Shatner’s approach to working with his 'Star Trek’ co-stars was much like that of a cat: he’d make himself as big as possible in order to make them fear him. His relentless scene-stealing didn’t go down well with the crew of the Enterprise, many of whom harboured grudges against Shatner for years – George Takei is possibly the most outspoken of Bill’s detractors, their ongoing fued fuelled by Shatner’s refusal to attend Takei’s wedding.

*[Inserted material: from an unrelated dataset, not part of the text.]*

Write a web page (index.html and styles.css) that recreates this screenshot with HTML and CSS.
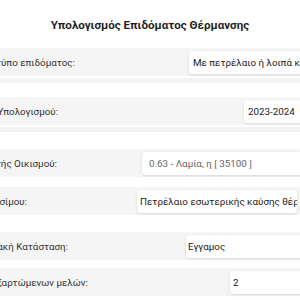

However, Comedy Central’s 'roast’ of Shatner gave his former colleagues plenty of chances to air their grievances; Nichelle Nichols, who played Uhura on the show, said of Shatner: “He’d crap on the last piece of pizza just so no one else could enjoy it.” We think she was talking metaphorically.
Shatner in space
Such is his stature, William Shatner is synonymous with space travel in the real world as well as on screen. The actor was asked to record a message for the crew of NASA’s Space Shuttle Discovery in 2011, with Shatner’s words (“These have been the voyages of the Space Shuttle Discovery…”) backed by the 'Star Trek’ theme song.
In early 2013, Shatner tweeted orbiting astronaut Commander Chris Hadfield “Are you tweeting from space?” and received the awesome response: “Yes, Standard Orbit, Captain. And we’re detecting signs of life on the surface.” It damn near brings a tear to the eye.